Monday, April 21, 2008

I Was Shocked at My Impulse

This great column by Aundre Herron appeared in Sunday's Sacremento Bee:

I am no stranger to murder. Not that I have ever killed anyone, but I have lost several members of my family to homicide. What makes me different from most people who share my experience is that I have worked as a lawyer on both sides of the criminal justice system.

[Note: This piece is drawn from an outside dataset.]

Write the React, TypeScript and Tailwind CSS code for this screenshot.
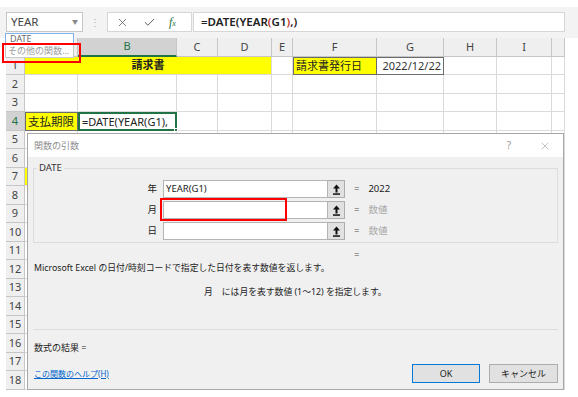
import { Check, X } from "lucide-react";

const cols = [
  { key: "A", w: "w-[53px]" },
  { key: "B", w: "w-[99px]" },
  { key: "C", w: "w-[41px]" },
  { key: "D", w: "w-[54px]" },
  { key: "E", w: "w-[21px]" },
  { key: "F", w: "w-[84px]" },
  { key: "G", w: "w-[67px]" },
  { key: "H", w: "w-[53px]" },
  { key: "I", w: "w-[55px]" },
  { key: "J", w: "w-[13px]" },
];

const rows = Array.from({ length: 18 }, (_, i) => i + 1);

function PickIcon() {
  return (
    <svg width="9" height="11" viewBox="0 0 9 11">
      <polygon points="4.5,0.5 8,4.5 1,4.5" fill="#111" />
      <rect x="3.5" y="4" width="2" height="4.5" fill="#111" />
      <rect x="1" y="9.3" width="7" height="1.5" fill="#111" />
    </svg>
  );
}

function Cell({ row, col, w }: { row: number; col: string; w: string }) {
  const grid = `${w} h-full shrink-0 border-r border-b border-[#dadada]`;
  if (row === 4 && col === "A")
    return <div className={`${w} h-full shrink-0 border border-[#6b6b6b] bg-[#ffff00] pl-[2px] text-[11.5px] leading-[17px]`}>支払期限</div>;
  if (row === 4 && col === "B")
    return (
      <div className={`${w} relative h-full shrink-0 border-2 border-[#217346] pl-[2px] text-[11px] leading-[15px]`}>
        =DATE(YEAR(G1),
        <span className="absolute -right-[3px] -bottom-[3px] h-[4px] w-[4px] border border-white bg-[#217346]" />
      </div>
    );
  if (row === 7 && col === "A") return <div className={`${grid} bg-[#ffff00]`} />;
  if (row === 1 && col === "F")
    return <div className={`${w} h-full shrink-0 border border-[#6b6b6b] bg-[#ffff00] pl-[2px] text-[11px] leading-[16px]`}>請求書発行日</div>;
  if (row === 1 && col === "G")
    return <div className={`${w} h-full shrink-0 border border-l-0 border-[#6b6b6b] pr-[2px] text-right text-[11px] leading-[16px] text-[#333]`}>2022/12/22</div>;
  return <div className={grid} />;
}

export default function App() {
  return (
    <div className="relative h-[397px] w-[578px] overflow-hidden bg-white font-['Noto_Sans','Noto_Sans_CJK_JP',sans-serif] text-[#222]">
      {/* formula bar */}
      <div className="mt-[7px] flex h-[31px] items-start bg-[#f3f3f3] pl-[6px] pt-[5px]">
        <div className="flex h-[20px] w-[77px] items-center justify-between border border-[#c6c6c6] bg-white pl-[4px] pr-[4px] text-[11.5px] text-[#444]">
          YEAR<span className="text-[6px] text-[#888]">▼</span>
        </div>
        <div className="flex h-[20px] w-[24px] items-center justify-center text-[10px] text-[#b0b0b0]">⋮</div>
        <div className="flex h-[20px] w-[85px] items-center border border-[#d6d6d6] bg-white">
          <X size={13} strokeWidth={1.4} className="ml-[8px] text-[#555]" />
          <Check size={13} strokeWidth={1.8} className="ml-[14px] text-[#555]" />
          <span className="ml-[13px] font-['Liberation_Serif',serif] text-[12px] italic text-[#217346]">
            f<span className="text-[8px]">x</span>
          </span>
        </div>
        <div className="ml-px flex h-[20px] w-[372px] items-center border border-[#d6d6d6] bg-white pl-[7px] text-[11.5px] font-semibold text-[#222]">
          =DATE(YEAR<span className="text-[#c0392b]">(</span>G1<span className="text-[#c0392b]">)</span>,)
        </div>
      </div>

      {/* column headers */}
      <div className="flex h-[19px] pl-[6px]">
        <div className="h-full w-[19px] shrink-0 border-r border-b border-[#c6c6c6] bg-[#efefef]" />
        {cols.map((c) => (
          <div
            key={c.key}
            className={`${c.w} flex h-full shrink-0 items-center justify-center text-[11px] ${
              c.key === "B"
                ? "border-r border-b-2 border-r-[#c6c6c6] border-b-[#217346] bg-[#d2d2d2] text-[#217346]"
                : "border-r border-b border-[#c6c6c6] bg-[#efefef] text-[#444]"
            }`}
          >
            {c.key === "J" || c.key === "A" ? "" : c.key}
          </div>
        ))}
      </div>

      {/* rows */}
      {rows.map((r) => (
        <div key={r} className={`flex pl-[6px] ${r % 2 === 1 ? "h-[18px]" : "h-[19px]"}`}>
          <div
            className={`flex h-full w-[19px] shrink-0 items-center justify-center border-r border-b border-[#c6c6c6] text-[11px] ${
              r === 4 ? "bg-[#d2d2d2] text-[#217346]" : "bg-[#efefef] text-[#444]"
            }`}
          >
            {r}
          </div>
          {r === 1 ? (
            <>
              <div className="flex h-full w-[247px] shrink-0 items-center justify-center border-r border-b border-[#dadada] bg-[#ffff00] text-[11px] font-bold">
                請求書
              </div>
              {cols.slice(4).map((c) => (
                <Cell key={c.key} row={r} col={c.key} w={c.w} />
              ))}
            </>
          ) : (
            cols.map((c) => <Cell key={c.key} row={r} col={c.key} w={c.w} />)
          )}
        </div>
      ))}

      {/* name box dropdown */}
      <div className="absolute left-[5px] top-[33px] w-[69px] bg-white text-[9px]">
        <div className="h-[11px] border border-[#7eb4ea] pl-[4px] leading-[9px] text-[#6a6a6a]">DATE</div>
        <div className="h-[14px] border border-t-0 border-[#c8c8c8] pl-[2px] leading-[13px] text-[#9a9a9a]">その他の関数...</div>
      </div>
      <div className="absolute left-[2px] top-[43px] h-[20px] w-[79px] border-2 border-[#ff0000]" />

      {/* function arguments dialog */}
      <div className="absolute left-[27px] top-[133px] flex h-[257px] w-[537px] flex-col border border-[#a8a8a8] bg-[#f0f0f0] text-[9px] text-[#222]">
        <div className="flex h-[23px] shrink-0 items-center bg-white pl-[6px]">
          <span className="text-[9px] text-[#8c8c8c]">関数の引数</span>
          <span className="ml-auto w-[12px] text-center text-[10px] text-[#999]">?</span>
          <X size={12} strokeWidth={1} className="ml-[24px] mr-[12px] text-[#888]" />
        </div>

        <fieldset className="mx-[5px] mt-[5px] h-[81px] border border-[#dcdcdc]">
          <legend className="ml-[3px] px-[2px] text-[9.5px] leading-[12px] text-[#333]">DATE</legend>
          <div className="mt-[6px] flex flex-col gap-[3px]">
            {[
              { label: "年", value: "YEAR(G1)", result: "2022" },
              { label: "月", value: "", result: "数値" },
              { label: "日", value: "", result: "数値" },
            ].map((a) => (
              <div key={a.label} className="flex h-[18px] items-center">
                <span className="w-[123px] text-right text-[9.5px]">{a.label}</span>
                <div className="ml-[6px] h-[18px] w-[165px] border border-[#b4b4b4] bg-white pl-[2px] text-[9.5px] leading-[16px]">{a.value}</div>
                <div className="flex h-[18px] w-[17px] items-center justify-center border border-l-0 border-[#adadad] bg-[#e1e1e1]">
                  <PickIcon />
                </div>
                <span className="ml-[9px] text-[9.5px] text-[#555]">=</span>
                <span className={`ml-[9px] text-[9.5px] ${a.result === "2022" ? "text-[#222]" : "text-[#a8a8a8]"}`}>{a.result}</span>
              </div>
            ))}
          </div>
        </fieldset>

        <div className="mt-[6px] h-[12px] pl-[326px] text-[9.5px] leading-[12px] text-[#555]">=</div>
        <div className="mt-[1px] h-[12px] pl-[6px] text-[8.8px] leading-[12px]">Microsoft Excel の日付/時刻コードで指定した日付を表す数値を返します。</div>
        <div className="mt-[12px] h-[12px] pl-[176px] text-[8.8px] leading-[12px]">
          月<span className="ml-[9px]">には月を表す数値 (1～12) を指定します。</span>
        </div>
        <div className="mx-[5px] mt-[31px] h-px bg-[#dcdcdc]" />
        <div className="mt-[12px] h-[12px] pl-[6px] leading-[12px]">数式の結果 =</div>
        <div className="mt-[10px] flex h-[19px] items-center pl-[6px] pr-[5px]">
          <a className="text-[8px] text-[#0066cc] underline">この関数のヘルプ(H)</a>
          <button type="button" className="ml-auto h-[19px] w-[68px] border border-[#0078d7] bg-[#e1e1e1] text-[9px]">OK</button>
          <button type="button" className="ml-[9px] h-[19px] w-[69px] border border-[#adadad] bg-[#e1e1e1] text-[9px]">キャンセル</button>
        </div>

        <div className="absolute left-[132px] top-[64px] h-[23px] w-[127px] border-2 border-[#ff0000]" />
      </div>
    </div>
  );
}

I began my career as a district attorney. I filed criminal charges that made defendants eligible for execution and, through trials or pleas, put people in jail for everything from bad checks to murder. I was just doing my job, almost oblivious to the gravity of the role I played. In 1991, I went to "the other side" and began doing appeals for California prisoners sentenced to death, fighting against the very system I once served. But nothing prepared me for the challenge I soon had to face in my own life.

In 1994, three years into my work on behalf of people sentenced to die for murder, my brother, Danny "Deuce," was killed in Kansas City, Mo. He was a decorated Vietnam veteran who, after the war, found employment as a redcap at Amtrak. Eventually, he worked his way up to engineer and commanded the route from Chicago to Los Angeles. I couldn't believe my big brother actually "drove" the train. He was an amazing guy and a fantastic big brother. His murder was a devastating blow to my family and to everyone who knew him.

Even though I was working as a death penalty defense lawyer at the time, I was shocked at my impulse to hunt down and kill the perpetrators myself. Eventually, they were caught, but legal technicalities led to dismissal of the case. The cold, cruel reality I had to face was that no one was going to be held responsible for my brother's murder. But even if the case could have gone forward, nothing could replace what my family had lost. Nothing – not the death penalty, not the worse punishment I could imagine for his killers – would ever bring him back. There was no "closure" to be had.

Having served on both sides of the criminal justice system, the experience of losing my brother in this unforgettably tragic way, without recourse or retribution, forced me to re-examine the way "execution" and "closure" are joined in contrived alliance, recited by death penalty advocates to justify their point of view. But having survived my brother's murder without the "benefit" of the death penalty, it is clear to me that the death penalty cannot do what its proponents claim.

Read the rest of the piece here.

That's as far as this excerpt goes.